Locate every line below that contains the word "styles" and copy it.
=== Supplied information ===
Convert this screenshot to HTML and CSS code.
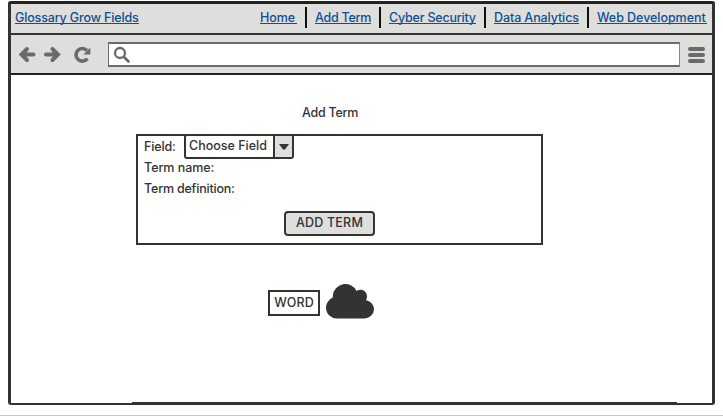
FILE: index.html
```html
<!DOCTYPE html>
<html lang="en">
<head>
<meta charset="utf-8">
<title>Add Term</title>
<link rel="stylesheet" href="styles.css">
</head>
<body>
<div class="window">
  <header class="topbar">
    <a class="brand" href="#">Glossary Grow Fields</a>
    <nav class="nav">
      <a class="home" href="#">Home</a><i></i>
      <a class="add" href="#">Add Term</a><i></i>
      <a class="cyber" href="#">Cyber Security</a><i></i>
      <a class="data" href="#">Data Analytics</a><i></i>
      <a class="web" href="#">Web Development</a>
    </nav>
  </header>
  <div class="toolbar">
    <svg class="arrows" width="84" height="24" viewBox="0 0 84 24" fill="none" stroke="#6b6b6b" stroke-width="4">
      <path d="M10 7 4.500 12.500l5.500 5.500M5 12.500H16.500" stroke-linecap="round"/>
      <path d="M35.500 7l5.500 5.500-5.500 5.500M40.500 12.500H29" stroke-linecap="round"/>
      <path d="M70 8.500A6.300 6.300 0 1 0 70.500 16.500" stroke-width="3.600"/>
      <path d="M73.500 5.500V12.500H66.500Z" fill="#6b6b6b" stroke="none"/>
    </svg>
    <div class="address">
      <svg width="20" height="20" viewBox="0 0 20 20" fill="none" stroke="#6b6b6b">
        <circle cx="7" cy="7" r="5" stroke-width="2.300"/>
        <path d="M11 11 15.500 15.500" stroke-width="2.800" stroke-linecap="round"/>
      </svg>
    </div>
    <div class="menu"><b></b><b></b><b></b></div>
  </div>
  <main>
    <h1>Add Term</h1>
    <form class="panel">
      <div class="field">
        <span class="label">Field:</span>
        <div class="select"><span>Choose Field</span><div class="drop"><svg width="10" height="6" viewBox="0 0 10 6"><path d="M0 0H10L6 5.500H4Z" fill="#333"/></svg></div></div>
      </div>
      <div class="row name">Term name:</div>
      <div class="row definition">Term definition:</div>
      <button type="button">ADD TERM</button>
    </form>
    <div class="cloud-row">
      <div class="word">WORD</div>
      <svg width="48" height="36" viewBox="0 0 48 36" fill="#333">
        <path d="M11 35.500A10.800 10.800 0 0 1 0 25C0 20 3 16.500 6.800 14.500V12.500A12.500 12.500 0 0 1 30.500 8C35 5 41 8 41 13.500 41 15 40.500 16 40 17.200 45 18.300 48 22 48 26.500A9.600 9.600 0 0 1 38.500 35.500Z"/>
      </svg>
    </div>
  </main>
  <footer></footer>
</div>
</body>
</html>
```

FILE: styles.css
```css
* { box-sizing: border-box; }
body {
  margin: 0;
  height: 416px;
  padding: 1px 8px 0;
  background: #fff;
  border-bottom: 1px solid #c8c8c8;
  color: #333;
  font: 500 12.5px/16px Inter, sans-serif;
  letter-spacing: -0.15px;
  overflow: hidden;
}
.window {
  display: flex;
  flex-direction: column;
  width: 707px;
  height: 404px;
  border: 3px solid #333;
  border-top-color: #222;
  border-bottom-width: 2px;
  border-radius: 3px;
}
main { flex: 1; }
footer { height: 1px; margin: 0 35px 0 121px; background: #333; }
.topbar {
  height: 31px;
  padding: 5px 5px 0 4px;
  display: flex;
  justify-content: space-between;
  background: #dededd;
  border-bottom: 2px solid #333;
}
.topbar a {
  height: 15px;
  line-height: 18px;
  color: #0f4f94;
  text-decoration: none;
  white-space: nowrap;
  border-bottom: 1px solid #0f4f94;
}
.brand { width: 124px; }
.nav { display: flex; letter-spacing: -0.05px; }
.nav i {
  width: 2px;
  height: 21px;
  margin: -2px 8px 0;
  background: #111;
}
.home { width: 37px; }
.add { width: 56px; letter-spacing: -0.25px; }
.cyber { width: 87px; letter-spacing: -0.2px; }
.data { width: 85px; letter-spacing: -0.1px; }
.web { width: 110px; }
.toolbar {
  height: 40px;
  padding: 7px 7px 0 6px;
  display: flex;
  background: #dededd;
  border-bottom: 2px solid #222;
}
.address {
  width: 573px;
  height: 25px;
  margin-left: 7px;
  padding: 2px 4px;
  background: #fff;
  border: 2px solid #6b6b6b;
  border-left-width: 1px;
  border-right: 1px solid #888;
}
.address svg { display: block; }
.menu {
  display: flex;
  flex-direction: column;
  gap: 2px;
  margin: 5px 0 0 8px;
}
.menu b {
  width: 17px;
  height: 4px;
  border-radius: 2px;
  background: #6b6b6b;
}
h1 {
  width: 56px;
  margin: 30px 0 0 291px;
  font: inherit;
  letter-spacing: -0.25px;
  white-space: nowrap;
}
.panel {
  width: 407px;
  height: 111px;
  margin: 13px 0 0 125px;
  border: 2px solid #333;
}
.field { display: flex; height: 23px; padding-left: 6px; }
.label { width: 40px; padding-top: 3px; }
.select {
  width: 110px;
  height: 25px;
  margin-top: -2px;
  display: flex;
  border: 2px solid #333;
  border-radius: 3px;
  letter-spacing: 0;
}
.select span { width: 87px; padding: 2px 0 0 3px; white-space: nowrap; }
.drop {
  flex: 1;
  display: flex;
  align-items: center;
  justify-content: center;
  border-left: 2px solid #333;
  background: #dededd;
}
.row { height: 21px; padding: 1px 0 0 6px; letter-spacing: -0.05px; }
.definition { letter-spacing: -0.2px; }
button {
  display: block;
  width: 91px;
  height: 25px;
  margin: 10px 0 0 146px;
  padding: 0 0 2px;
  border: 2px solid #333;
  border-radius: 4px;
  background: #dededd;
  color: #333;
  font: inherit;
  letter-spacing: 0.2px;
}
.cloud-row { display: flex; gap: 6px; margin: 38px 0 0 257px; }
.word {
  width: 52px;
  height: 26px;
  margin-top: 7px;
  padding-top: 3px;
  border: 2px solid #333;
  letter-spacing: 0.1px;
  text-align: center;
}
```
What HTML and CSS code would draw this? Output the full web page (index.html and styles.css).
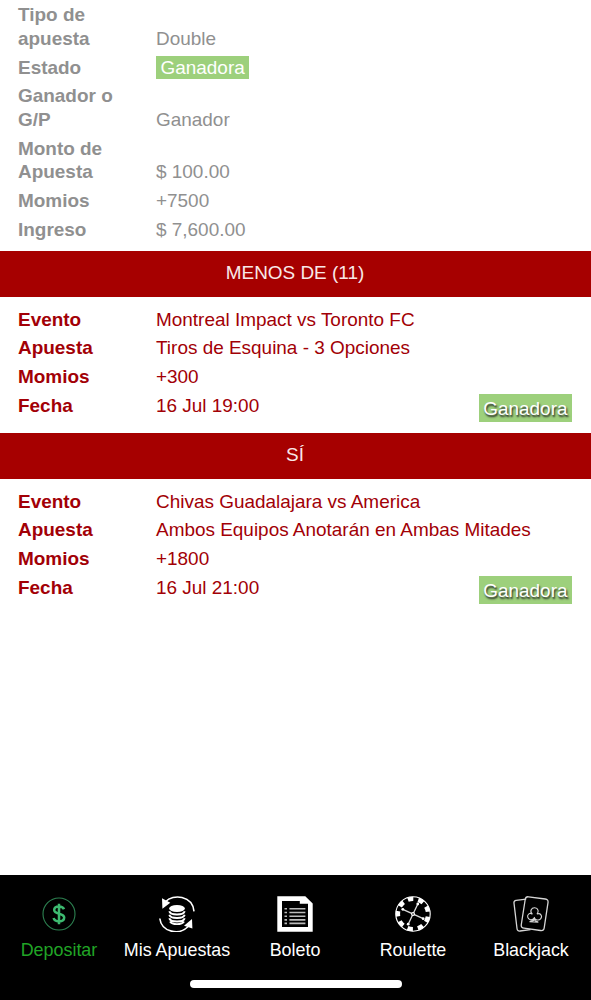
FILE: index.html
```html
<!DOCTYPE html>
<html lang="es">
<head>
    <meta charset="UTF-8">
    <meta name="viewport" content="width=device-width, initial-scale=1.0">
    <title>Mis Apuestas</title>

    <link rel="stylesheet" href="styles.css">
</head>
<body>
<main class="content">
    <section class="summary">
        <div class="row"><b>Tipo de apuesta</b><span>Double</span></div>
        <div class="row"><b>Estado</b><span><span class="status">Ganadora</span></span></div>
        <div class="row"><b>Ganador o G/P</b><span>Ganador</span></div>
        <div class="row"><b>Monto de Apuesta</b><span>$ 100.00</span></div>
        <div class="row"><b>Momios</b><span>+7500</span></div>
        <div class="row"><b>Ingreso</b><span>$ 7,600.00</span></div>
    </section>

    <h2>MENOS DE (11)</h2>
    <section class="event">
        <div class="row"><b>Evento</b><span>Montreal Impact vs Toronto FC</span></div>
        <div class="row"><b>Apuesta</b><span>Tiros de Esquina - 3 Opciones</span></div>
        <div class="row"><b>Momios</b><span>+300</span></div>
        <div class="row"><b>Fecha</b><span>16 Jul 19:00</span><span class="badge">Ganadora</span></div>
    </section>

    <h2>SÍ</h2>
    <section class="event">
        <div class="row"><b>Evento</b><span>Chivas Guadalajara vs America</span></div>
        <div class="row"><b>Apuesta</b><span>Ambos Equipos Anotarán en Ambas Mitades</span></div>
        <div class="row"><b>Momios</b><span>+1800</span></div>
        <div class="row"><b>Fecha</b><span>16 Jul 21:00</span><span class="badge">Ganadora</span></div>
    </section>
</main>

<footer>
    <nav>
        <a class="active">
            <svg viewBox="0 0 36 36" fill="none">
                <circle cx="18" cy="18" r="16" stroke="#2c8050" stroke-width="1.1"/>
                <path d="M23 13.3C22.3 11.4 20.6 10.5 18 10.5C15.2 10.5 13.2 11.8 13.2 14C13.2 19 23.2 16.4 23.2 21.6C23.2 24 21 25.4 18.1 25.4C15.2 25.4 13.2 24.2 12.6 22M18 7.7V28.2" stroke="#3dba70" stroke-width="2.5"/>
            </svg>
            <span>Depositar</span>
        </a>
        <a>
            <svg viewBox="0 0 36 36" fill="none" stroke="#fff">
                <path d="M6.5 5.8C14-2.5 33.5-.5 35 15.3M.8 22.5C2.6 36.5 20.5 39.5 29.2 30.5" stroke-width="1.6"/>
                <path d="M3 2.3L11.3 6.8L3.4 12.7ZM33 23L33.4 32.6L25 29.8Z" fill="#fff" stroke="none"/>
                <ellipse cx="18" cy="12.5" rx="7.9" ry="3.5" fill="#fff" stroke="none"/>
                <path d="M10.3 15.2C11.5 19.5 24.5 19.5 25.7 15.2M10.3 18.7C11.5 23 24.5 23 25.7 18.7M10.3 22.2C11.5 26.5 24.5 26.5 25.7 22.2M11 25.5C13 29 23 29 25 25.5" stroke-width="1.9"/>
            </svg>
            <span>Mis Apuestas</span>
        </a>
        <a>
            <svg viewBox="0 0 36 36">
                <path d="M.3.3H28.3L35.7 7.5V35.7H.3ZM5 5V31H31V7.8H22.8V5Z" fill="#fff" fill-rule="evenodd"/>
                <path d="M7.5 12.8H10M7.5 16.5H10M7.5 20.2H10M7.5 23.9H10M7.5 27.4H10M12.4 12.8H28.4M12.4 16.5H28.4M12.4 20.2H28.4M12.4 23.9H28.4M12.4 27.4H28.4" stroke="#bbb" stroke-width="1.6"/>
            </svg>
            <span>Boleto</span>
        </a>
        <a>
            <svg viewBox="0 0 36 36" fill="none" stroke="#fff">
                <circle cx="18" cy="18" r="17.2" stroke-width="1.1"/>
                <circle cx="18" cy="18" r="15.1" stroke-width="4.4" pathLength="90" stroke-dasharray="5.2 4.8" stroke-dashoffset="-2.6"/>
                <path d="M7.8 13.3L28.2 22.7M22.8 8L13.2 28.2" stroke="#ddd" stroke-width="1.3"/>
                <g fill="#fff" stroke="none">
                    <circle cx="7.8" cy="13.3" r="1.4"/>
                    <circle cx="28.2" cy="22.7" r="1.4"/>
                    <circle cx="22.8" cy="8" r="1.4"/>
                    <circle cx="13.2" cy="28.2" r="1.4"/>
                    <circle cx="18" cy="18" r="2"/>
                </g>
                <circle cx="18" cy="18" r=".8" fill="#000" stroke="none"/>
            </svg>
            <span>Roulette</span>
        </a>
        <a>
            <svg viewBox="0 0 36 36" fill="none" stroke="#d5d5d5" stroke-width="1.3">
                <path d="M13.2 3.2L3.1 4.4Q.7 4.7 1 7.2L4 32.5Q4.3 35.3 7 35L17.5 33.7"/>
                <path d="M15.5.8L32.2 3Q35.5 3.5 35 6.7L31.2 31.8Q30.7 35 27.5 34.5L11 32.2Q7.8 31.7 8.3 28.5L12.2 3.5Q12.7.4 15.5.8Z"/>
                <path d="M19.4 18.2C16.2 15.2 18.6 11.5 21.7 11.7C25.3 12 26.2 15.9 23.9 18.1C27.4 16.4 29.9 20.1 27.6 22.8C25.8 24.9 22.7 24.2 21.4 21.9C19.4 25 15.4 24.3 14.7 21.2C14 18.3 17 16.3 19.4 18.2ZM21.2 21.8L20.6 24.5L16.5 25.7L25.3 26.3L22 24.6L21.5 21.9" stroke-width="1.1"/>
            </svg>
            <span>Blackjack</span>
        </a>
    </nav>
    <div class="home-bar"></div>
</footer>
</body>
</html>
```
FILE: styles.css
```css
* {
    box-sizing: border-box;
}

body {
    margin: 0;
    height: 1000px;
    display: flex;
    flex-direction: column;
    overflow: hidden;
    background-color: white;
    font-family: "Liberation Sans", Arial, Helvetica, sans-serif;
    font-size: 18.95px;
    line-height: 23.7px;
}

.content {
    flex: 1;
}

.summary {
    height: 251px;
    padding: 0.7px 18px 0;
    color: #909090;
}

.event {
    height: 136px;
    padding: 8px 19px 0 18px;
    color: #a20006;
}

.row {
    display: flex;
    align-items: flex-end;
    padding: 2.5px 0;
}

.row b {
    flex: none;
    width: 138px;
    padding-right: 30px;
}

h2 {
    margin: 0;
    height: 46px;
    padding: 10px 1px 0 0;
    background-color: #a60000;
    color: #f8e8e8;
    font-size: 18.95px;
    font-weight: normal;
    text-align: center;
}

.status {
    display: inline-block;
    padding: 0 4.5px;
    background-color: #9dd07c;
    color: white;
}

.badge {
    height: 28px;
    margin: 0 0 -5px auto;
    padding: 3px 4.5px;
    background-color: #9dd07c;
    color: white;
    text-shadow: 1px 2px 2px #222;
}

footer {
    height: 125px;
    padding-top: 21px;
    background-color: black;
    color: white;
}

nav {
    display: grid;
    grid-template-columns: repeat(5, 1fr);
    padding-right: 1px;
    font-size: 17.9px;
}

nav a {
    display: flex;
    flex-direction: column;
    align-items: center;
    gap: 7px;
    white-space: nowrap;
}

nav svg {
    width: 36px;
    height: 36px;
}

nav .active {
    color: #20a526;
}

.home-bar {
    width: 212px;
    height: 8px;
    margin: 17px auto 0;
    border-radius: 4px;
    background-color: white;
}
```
===
## Solution for this exercise
<link rel="stylesheet" href="styles.css">
FILE: styles.css
What HTML and CSS code would draw this? Output the full web page (index.html and styles.css).
    <link rel="stylesheet" href="styles.css">
FILE: styles.css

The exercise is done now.